Directions for the Parmigiano Reggiano Water
- Mix freshly grated cheese with water.
- In a pan, at low heat stir cheese and water mixture (if you have a thermometer, heat it up to 176°F (80°C). Note: do not go over 194°F (90°C). According to the original recipe “when the Parmigiano Reggiano starts to go into threads at the bottom, remove the pan from the heat and leave it to cool down to room temperature.”
- Cover tightly with plastic wrap and leave overnight in the fridge.
- The mixture will separate into a creamy solid and water parts. You will use the Parmigiano Reggiano water to cook the risotto, and the cream part towards the end to make the risotto creamy.
Directions for the Risotto
- In a medium sized pan, heat the olive oil (at low heat) and add the Arborio rice and stir the rice to get an even coating of the oil. Sauté the rice in the oil for a minute.
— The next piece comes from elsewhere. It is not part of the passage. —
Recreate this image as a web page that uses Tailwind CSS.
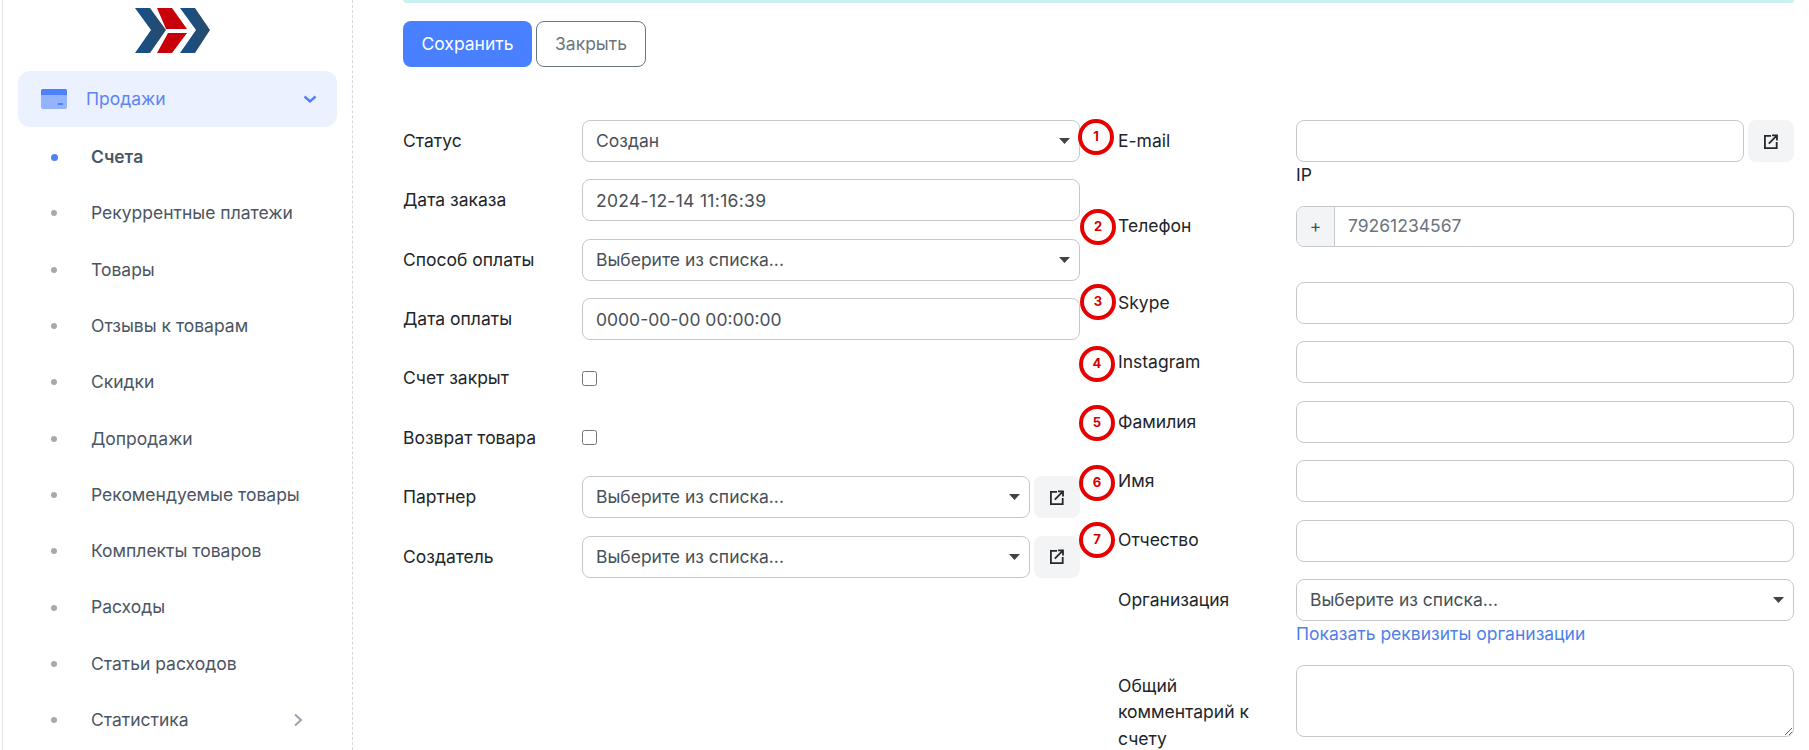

- Add some of the Parmigiano Reggiano water (enough just to cover the rice), and stir frequently until the water is absorbed (but the rice is not dry).
- Keep adding the Parmigiano Reggiano water until the rice develops a softer consistency by taste. When it is nearly cooked, add some of the Parmigiano Reggiano cream and stir thoroughly.
- If needed, add more of the Parmigiano Reggiano water, until the rice reaches your desired consistency in texture.
- Remove from heat and add the remainder of the Parmigiano Reggiano cream.
- Plate the risotto and sprinkle freshly cracked pepper on top.
- Serve immediately.
I hope you give this recipe a try, and share the love for one of Italy’s favorite cheeses at your dinner table! Enjoy!